One girl stood ready to dance, but she had no one to go with. This girl was not pretty, but she was not ugly either. Her appearance however was one of someone who has lost courage; while she laughed the whole evening, her grimaces were mournful, though she looked around flirtatiously. Her clothing appeared old and patchy, although she was very stylish in her short skirt. Her head looked like that of an old woman, though she combed her hair like a thirteen-year-old girl. The young lady licked her lower lip as often as possible. (She thought it to be attractive).
When a boy approached her, she looked at him sweetly and tenderly. She babbled, smiling dumbly at every worthless guy who beared with her. But everyone wanted to dance with others. In the end, one guy took her to dance — he vigorously pulled her to the dancing, and her tight short skirt bound her heavy legs and she fell. He let her go and didn't pick her up. She got up ashamedly while smiling submissively…

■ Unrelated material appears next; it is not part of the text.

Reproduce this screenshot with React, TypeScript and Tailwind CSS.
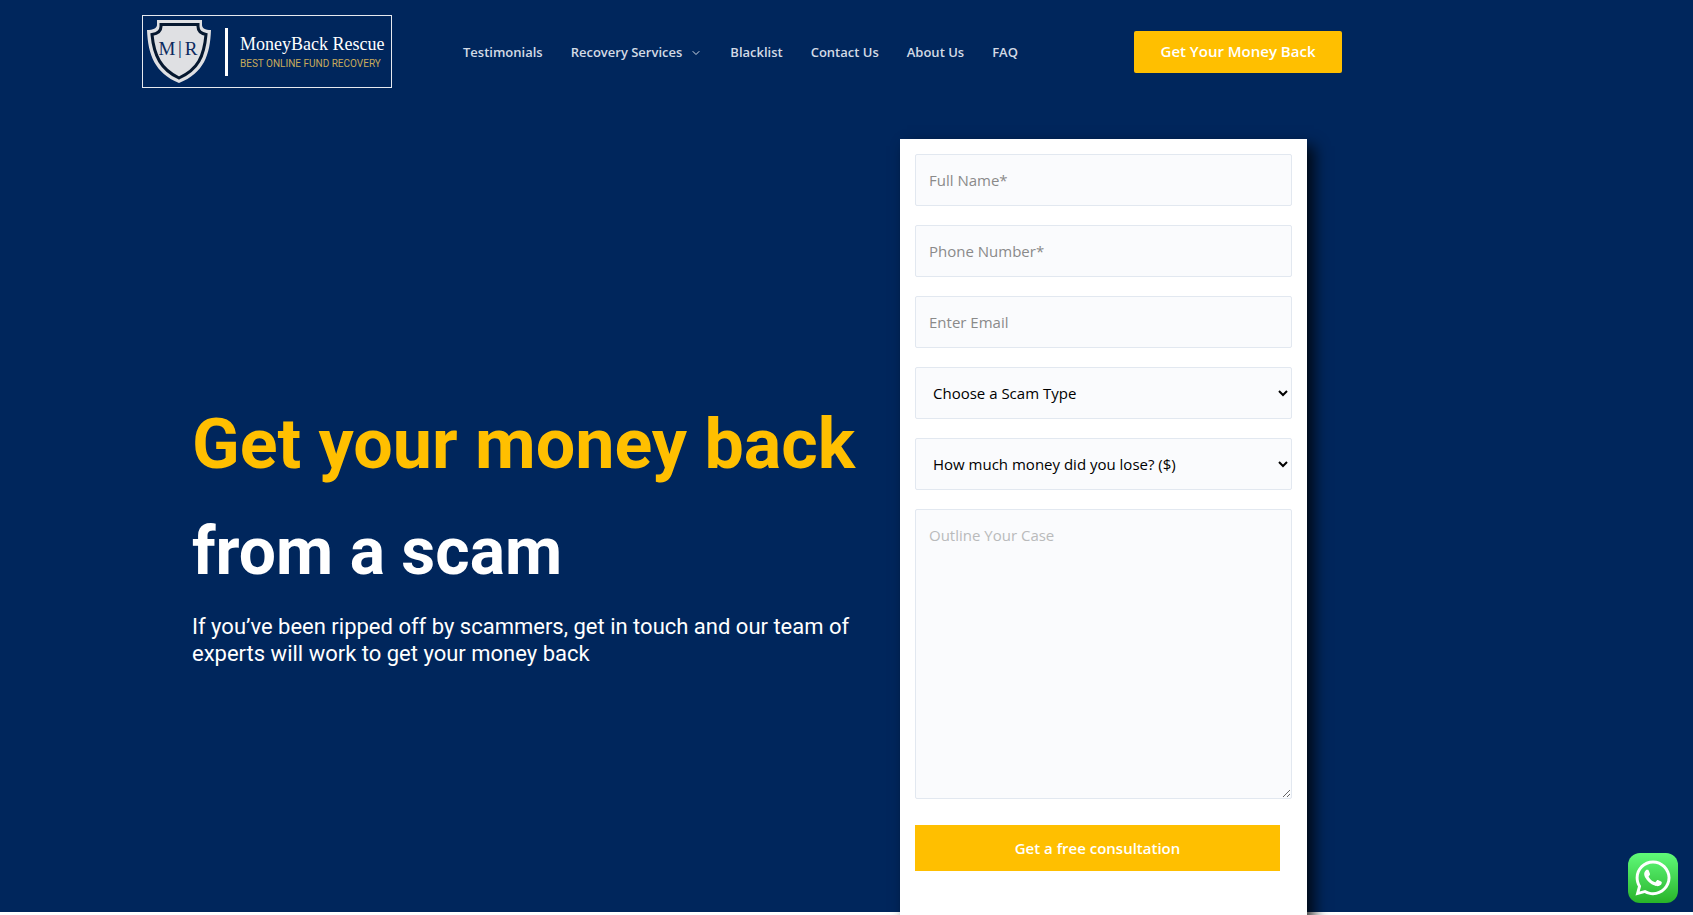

This writer felt great pity for the girl. But he didn't want to ask her to dance, because her submissiveness was detestable. It could be that this is why she was really unlucky with boys... She lacked the pride and caprice that makes a woman charming and interesting...
At the end of the mock wedding, the musicians played a “clap dance,” a joyful Jewish song. Everyone danced and clapped. Young and old, ugly and pretty, dancers and non-dancers, everyone kicked up their legs and clapped their hands to the beat. There were old women in bonnets and young graceful figures with torn dresses who went round in a circle dance.

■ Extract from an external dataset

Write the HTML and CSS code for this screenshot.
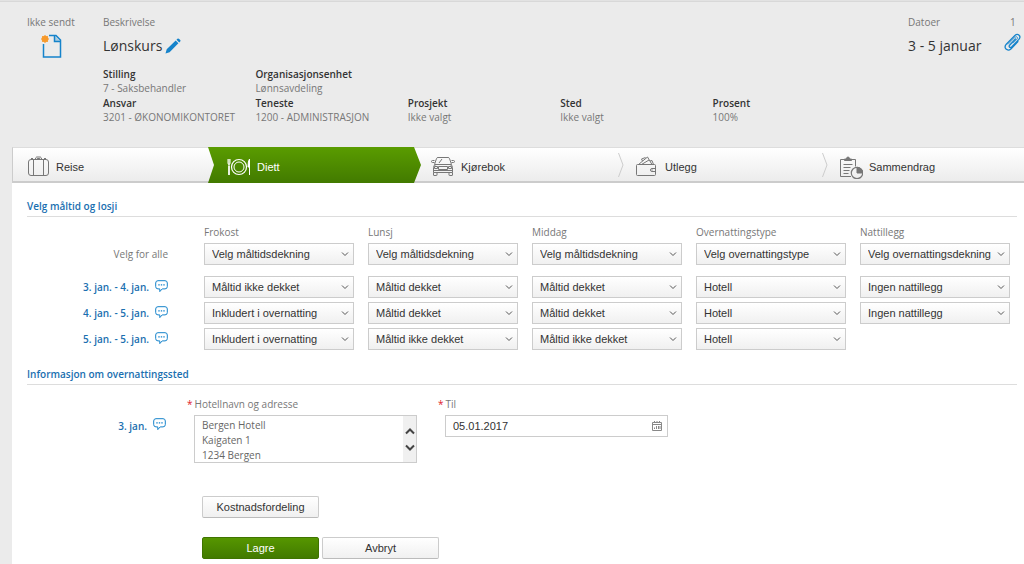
FILE: index.html
```
<!DOCTYPE html>
<html lang="no">
<head>
<meta charset="utf-8">
<title>Reiseregning - Diett</title>
<link rel="stylesheet" href="styles.css">
</head>
<body>
<svg class="symbols" aria-hidden="true">
  <symbol id="bubble" viewBox="0 0 13 13"><path d="M3 .7h7a2.3 2.3 0 0 1 2.3 2.3v3.6A2.3 2.3 0 0 1 10 8.900H7.200L4.800 11.600V8.900H3A2.300 2.300 0 0 1 .7 6.600V3A2.300 2.300 0 0 1 3 .7z" fill="none" stroke="currentColor"/><path d="M3.300 4.200h1.400v1.400H3.300zM5.800 4.200h1.400v1.400H5.800zM8.300 4.200h1.400v1.400H8.300z" fill="currentColor"/></symbol>
  <symbol id="divider" viewBox="0 0 6 24"><path d="M.5 0 5 12 .5 24" fill="none" stroke="#ccc"/></symbol>
</svg>

<header class="trip">
  <div class="status">
    <span class="caption">Ikke sendt</span>
    <svg class="doc-icon" viewBox="0 0 22 26"><path d="M9 2.500h7l4.500 4.500v17H3.500V11M14.500 2.500V8.500h6" fill="none" stroke="#1583cb" stroke-width="1.500"/><path d="M14.500 2.500 20.500 8.500h-6z" fill="#1583cb" opacity=".3"/><circle cx="5" cy="6" r="3.300" fill="#f79a2c"/><path d="M5 2v8M1 6h8M2.200 3.200l5.600 5.600M7.800 3.200 2.200 8.800" stroke="#f79a2c" stroke-width="1"/></svg>
  </div>
  <div class="description">
    <span class="caption">Beskrivelse</span>
    <h1 class="title">Lønskurs
      <button class="icon-button" type="button" aria-label="Rediger"><svg width="16" height="16" viewBox="0 0 16 16"><path d="M.5 15.500 1.700 11.300 10.700 2.500l2.700 2.700L4.600 14.200zM11.500 1.700 12.400.8Q13.300.1 14.200.9l1 1q.8.900 0 1.700l-1 .9z" fill="#1583cb"/></svg></button>
    </h1>
    <dl class="meta">
      <div><dt>Stilling</dt><dd>7 - Saksbehandler</dd></div>
      <div><dt>Organisasjonsenhet</dt><dd>Lønnsavdeling</dd></div>
      <div class="first"><dt>Ansvar</dt><dd>3201 - ØKONOMIKONTORET</dd></div>
      <div><dt>Teneste</dt><dd>1200 - ADMINISTRASJON</dd></div>
      <div><dt>Prosjekt</dt><dd>Ikke valgt</dd></div>
      <div><dt>Sted</dt><dd>Ikke valgt</dd></div>
      <div><dt>Prosent</dt><dd>100%</dd></div>
    </dl>
  </div>
  <div class="dates">
    <span class="caption">Datoer</span>
    <p class="title">3 - 5 januar</p>
  </div>
  <div class="attachments">
    <span class="caption">1</span>
    <button class="icon-button" type="button" aria-label="Vedlegg"><svg width="17" height="19" viewBox="0 0 17 19"><path d="M11.500 6 5.600 12.200q-.9 1.200 0 2 .9.700 2-.2l7.300-7.600q2-2.400.2-4.200-2-1.700-4.200.3L2.300 11.200q-2.300 2.700-.3 4.900 2.300 2 4.900-.2L14 8.600" fill="none" stroke="#1583cb" stroke-width="1.300" stroke-linecap="round"/><path d="M4 11.400l7.200-7.300q1.200-.9 2 0 .8.900-.2 2L9 10.200" fill="none" stroke="#1583cb" stroke-width=".8"/></svg></button>
  </div>
</header>

<main class="panel">
  <nav class="steps">
    <a class="step" href="#reise"><svg class="step-icon" viewBox="0 0 24 24"><g fill="none" stroke="#777"><rect x="1.500" y="4.500" width="20" height="16" rx="2.500"/><path d="M6.500 4.500v16M16.500 4.500v16M8 4.500l1-2q.3-.5 1-.5h3q.7 0 1 .5l1 2M9.500 4.500l.7-1h2.600l.7 1M4 3.500h2M17 3.500h2"/></g></svg>Reise</a>
    <a class="step active" href="#diett" aria-current="step"><svg class="step-icon" viewBox="0 0 24 24"><g fill="none" stroke="#fff"><circle cx="12" cy="12" r="7.500" stroke-width="1.200"/><circle cx="12" cy="12" r="5"/><path d="M1 4v4q0 1.500 1 1.500T3 8V4M2 4v16" /><path d="M2 11v9" stroke-width="1.500"/><path d="M22.500 20V4q-1.500 2-1.500 8h1.500" fill="#fff"/></g></svg>Diett</a>
    <a class="step" href="#kjorebok"><svg class="step-icon" viewBox="0 0 24 24"><g fill="none" stroke="#777"><path d="M3.500 9.500 5.500 3.500q.3-1 1.500-1h10q1.200 0 1.500 1l2 6zM2.500 17.500v-5q0-3 3-3h13q3 0 3 3v5zM2.500 17.500v2.500q0 .5.500.5h2.500q.5 0 .5-.5v-2.500M18 17.500v2.500q0 .5.500.5H21q.5 0 .5-.5v-2.500M7.500 11.500h9v3h-9zM3.500 11.500h3v2h-3zM17.500 11.500h3v2h-3zM3 15.500h18M3.500 7.500h-2q-1 0-1-1t1-1h2M20.500 7.500h2q1 0 1-1t-1-1h-2M8 8l3-4"/></g></svg>Kjørebok</a>
    <a class="step" href="#utlegg"><svg class="divider"><use href="#divider"/></svg><svg class="step-icon" viewBox="0 0 24 24"><g fill="none" stroke="#777"><path d="M2.500 9.500h17q1 0 1 1v9q0 1-1 1h-17q-1 0-1-1v-9q0-1 1-1zM20.500 13.500H17q-1.500 0-1.500 1.500t1.500 1.500h3.500M3.500 9.500 12.500 2l4.500 7.500M6.500 9.500 14 5M7.500 6 6.500 4l4-1.500M15 6l2-.5 1.500 4M17.200 14.500v1"/></g></svg>Utlegg</a>
    <a class="step" href="#sammendrag"><svg class="divider"><use href="#divider"/></svg><svg class="step-icon" viewBox="0 0 24 24"><g fill="none" stroke="#777"><path d="M5 4.500H1.500v17H12M13 4.500h3.500v7M4.500 9.500h9M4.500 12.500h7M4.500 15.500h6M4.500 18.500h5"/><path d="M5.500 5.500V4H7.500Q7.500 2 9 2t1.500 2h2v1.500z" fill="#777"/><circle cx="18" cy="18" r="5.700" stroke-width="1.200"/><path d="M18 18v-5.700a5.700 5.700 0 0 1 5.700 5.700z" fill="#777"/></g></svg>Sammendrag</a>
  </nav>

  <form class="form">
    <h2 class="section-title">Velg måltid og losji</h2>
    <div class="meals">
      <div class="row heads">
        <span></span><span>Frokost</span><span>Lunsj</span><span>Middag</span><span>Overnattingstype</span><span>Nattillegg</span>
      </div>
      <div class="row all">
        <span class="row-label muted">Velg for alle</span>
        <select aria-label="Frokost, alle"><option>Velg måltidsdekning</option></select>
        <select aria-label="Lunsj, alle"><option>Velg måltidsdekning</option></select>
        <select aria-label="Middag, alle"><option>Velg måltidsdekning</option></select>
        <select aria-label="Overnattingstype, alle"><option>Velg overnattingstype</option></select>
        <select aria-label="Nattillegg, alle"><option>Velg overnattingsdekning</option></select>
      </div>
      <div class="row">
        <span class="row-label">3. jan. - 4. jan.<svg class="bubble"><use href="#bubble"/></svg></span>
        <select aria-label="Frokost 3. jan."><option>Måltid ikke dekket</option></select>
        <select aria-label="Lunsj 3. jan."><option>Måltid dekket</option></select>
        <select aria-label="Middag 3. jan."><option>Måltid dekket</option></select>
        <select aria-label="Overnattingstype 3. jan."><option>Hotell</option></select>
        <select aria-label="Nattillegg 3. jan."><option>Ingen nattillegg</option></select>
      </div>
      <div class="row">
        <span class="row-label">4. jan. - 5. jan.<svg class="bubble"><use href="#bubble"/></svg></span>
        <select aria-label="Frokost 4. jan."><option>Inkludert i overnatting</option></select>
        <select aria-label="Lunsj 4. jan."><option>Måltid dekket</option></select>
        <select aria-label="Middag 4. jan."><option>Måltid dekket</option></select>
        <select aria-label="Overnattingstype 4. jan."><option>Hotell</option></select>
        <select aria-label="Nattillegg 4. jan."><option>Ingen nattillegg</option></select>
      </div>
      <div class="row">
        <span class="row-label">5. jan. - 5. jan.<svg class="bubble"><use href="#bubble"/></svg></span>
        <select aria-label="Frokost 5. jan."><option>Inkludert i overnatting</option></select>
        <select aria-label="Lunsj 5. jan."><option>Måltid ikke dekket</option></select>
        <select aria-label="Middag 5. jan."><option>Måltid ikke dekket</option></select>
        <select aria-label="Overnattingstype 5. jan."><option>Hotell</option></select>
      </div>
    </div>

    <h2 class="section-title">Informasjon om overnattingssted</h2>
    <div class="lodging">
      <span class="row-label">3. jan.<svg class="bubble"><use href="#bubble"/></svg></span>
      <div class="field address">
        <label for="hotel"><span class="required">*</span>Hotellnavn og adresse</label>
        <div class="box">
          <textarea id="hotel" rows="3">Bergen Hotell
Kaigaten 1
1234 Bergen</textarea>
          <div class="scroller">
            <button type="button" aria-label="Rull opp"><svg width="10" height="8" viewBox="0 0 10 8"><path d="M1 6.500 5 2.500l4 4" fill="none" stroke="#444" stroke-width="2"/></svg></button>
            <button type="button" aria-label="Rull ned"><svg width="10" height="8" viewBox="0 0 10 8"><path d="M1 1.500l4 4 4-4" fill="none" stroke="#444" stroke-width="2"/></svg></button>
          </div>
        </div>
      </div>
      <div class="field until">
        <label for="until"><span class="required">*</span>Til</label>
        <div class="box">
          <input id="until" type="text" value="05.01.2017">
          <button class="icon-button calendar" type="button" aria-label="Velg dato"><svg width="10" height="10" viewBox="0 0 10 10"><path d="M.5 1.500h9v8h-9zM.5 3.500h9" fill="none" stroke="#888"/><path d="M2.500 0v2M5 0v2M7.500 0v2M4.500 5v3M6.500 5v3M2.500 6.500v1.500M8 5v3" stroke="#888"/></svg></button>
        </div>
      </div>
    </div>

    <div class="actions">
      <button class="button" type="button">Kostnadsfordeling</button>
    </div>
    <div class="actions last">
      <button class="button primary" type="submit">Lagre</button>
      <button class="button" type="button">Avbryt</button>
    </div>
  </form>
</main>
</body>
</html>
```
FILE: styles.css
```
* { box-sizing: border-box; }

body {
  display: flex;
  flex-direction: column;
  min-height: 100vh;
  margin: 0;
  background: #ebebeb;
  color: #333;
  font: 10px/14px "Open Sans", sans-serif;
}

button, select, input, textarea { font: 11px/14px "Liberation Sans", Arial, sans-serif; color: #333; }

.symbols { display: none; }
svg { flex: none; }

.icon-button { padding: 0; border: 0; background: none; line-height: 0; cursor: pointer; }

.trip {
  display: flex;
  flex: none;
  height: 147px;
  padding: 14px 2px 0 27px;
  border-top: 1px solid #e2e2e2;
  box-shadow: inset 0 1px #d8d8d8;
}

.caption { display: block; color: #777; white-space: nowrap; }

.status { width: 76px; }
.doc-icon { display: block; width: 22px; height: 26px; margin: 4px 0 0 13px; }

.description { flex: 1; }

.title {
  display: flex;
  align-items: center;
  gap: 3px;
  margin: 7px 0 0;
  color: #333;
  font-size: 14px;
  font-weight: 400;
  line-height: 20px;
  white-space: nowrap;
}

.meta { display: grid; grid-template-columns: repeat(5, 1fr); margin: 11px 0 0; padding-right: 43px; }
.meta .first { grid-column: 1; }
.meta dt { font-weight: 600; line-height: 14px; }
.meta dd { margin: 0; color: #777; line-height: 15px; white-space: nowrap; }

.dates { width: 96px; }
.attachments { width: 18px; }
.attachments .caption { padding-left: 6px; }
.attachments .icon-button { margin-top: 4px; }

.panel { flex: 1 0 auto; margin-left: 12px; background: #fff; }

.steps { display: grid; grid-template-columns: 200fr 204fr 204fr 204fr 200fr; }

.step {
  position: relative;
  display: flex;
  align-items: center;
  gap: 6px;
  height: 36px;
  padding: 4px 0 0 15px;
  border-top: 1px solid #ddd;
  border-bottom: 2px solid #ccc;
  background: linear-gradient(#fff, #ececec);
  color: #333;
  font: 11px/14px "Liberation Sans", Arial, sans-serif;
  text-decoration: none;
}

.step:first-child { gap: 5px; padding-left: 14px; border-left: 1px solid #ccc; }
.step-icon { width: 24px; height: 24px; }
.divider { position: absolute; top: 5px; left: -2px; width: 6px; height: 24px; }

.step.active { z-index: 1; color: #fff; isolation: isolate; }
.step.active::before {
  content: "";
  position: absolute;
  inset: -1px -5px -2px -4px;
  z-index: -1;
  background: linear-gradient(#5a9c00, #427a00);
  clip-path: polygon(0 0, calc(100% - 7px) 0, 100% 50%, calc(100% - 7px) 100%, 0 100%, 6px 50%);
}

.form { padding: 16px 14px 4px 15px; }

.section-title {
  margin: 0 -7px 0 0;
  padding-bottom: 3px;
  border-bottom: 1px solid #ddd;
  color: #1a6fb0;
  font-size: 10px;
  font-weight: 600;
  line-height: 14px;
}

.meals { display: grid; gap: 4px; padding: 8px 0 17px; }
.row { display: grid; grid-template-columns: 163px repeat(5, minmax(0, 1fr)); gap: 14px; align-items: center; }
.heads { color: #777; }
.all { margin-bottom: 7px; }

.row-label {
  display: flex;
  align-items: center;
  justify-content: flex-end;
  gap: 6px;
  padding-right: 22px;
  color: #1a6fb0;
  font-weight: 600;
}
.muted { color: #777; font-weight: 400; }
.bubble { width: 13px; height: 13px; margin-bottom: 2px; color: #1583cb; }

select {
  width: 100%;
  height: 22px;
  padding: 0 14px 0 7px;
  border: 1px solid #ccc;
  border-radius: 0;
  appearance: none;
  background:
    url("data:image/svg+xml,%3Csvg xmlns='http://www.w3.org/2000/svg' width='8' height='5'%3E%3Cpath d='M1 .5l3 3 3-3' fill='none' stroke='%23555'/%3E%3C/svg%3E") no-repeat right 4px center,
    linear-gradient(#fff, #f0f0f0);
}

.lodging { display: flex; align-items: flex-start; padding: 12px 0 33px; }
.lodging .row-label { width: 160px; padding-right: 21px; padding-top: 21px; }
.field label { display: block; margin-bottom: 4px; color: #777; }
.required { margin-right: 2px; color: #e0202b; }
.box { display: flex; margin-left: 7px; border: 1px solid #ccc; background: #fff; }
.address { width: 230px; }
.until { width: 230px; margin-left: 21px; }

textarea {
  flex: 1;
  min-width: 0;
  height: 46px;
  padding: 2px 7px 0;
  border: 0;
  background: none;
  color: #666;
  font: 10px/15px "Open Sans", sans-serif;
  resize: none;
  overflow: hidden;
}

.scroller { display: flex; flex-direction: column; align-items: center; justify-content: center; gap: 9px; width: 13px; background: #f0f0f0; }
.scroller button { padding: 0; border: 0; background: none; line-height: 0; }

input { flex: 1; min-width: 0; height: 20px; padding: 0 7px; border: 0; background: none; }
.calendar { padding: 0 5px; }

.actions { display: flex; gap: 3px; padding: 0 0 19px 175px; }
.actions.last { padding-bottom: 0; }

.button {
  width: 117px;
  height: 22px;
  padding: 0;
  border: 1px solid #ccc;
  border-bottom-color: #bbb;
  border-radius: 2px;
  background: linear-gradient(#fff, #f0f0f0);
}
.primary { border-color: #3f7400; background: linear-gradient(#569600, #427a00); color: #fff; }
```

Everyone's faces were beaming and shining. Gosele and Yetele, the two most charming boarders of one popular farmhouse were like two angels, floating in the air.
At the end, the "bride and groom" were escorted to the orchard, where the hammocks hang, and when everyone went along the different dark roads to the farmhouses, a song was heard in the quiet, dark night, a loud woman's voice was heartily singing: “hop hop, a little more, lift a foot, hop hop.”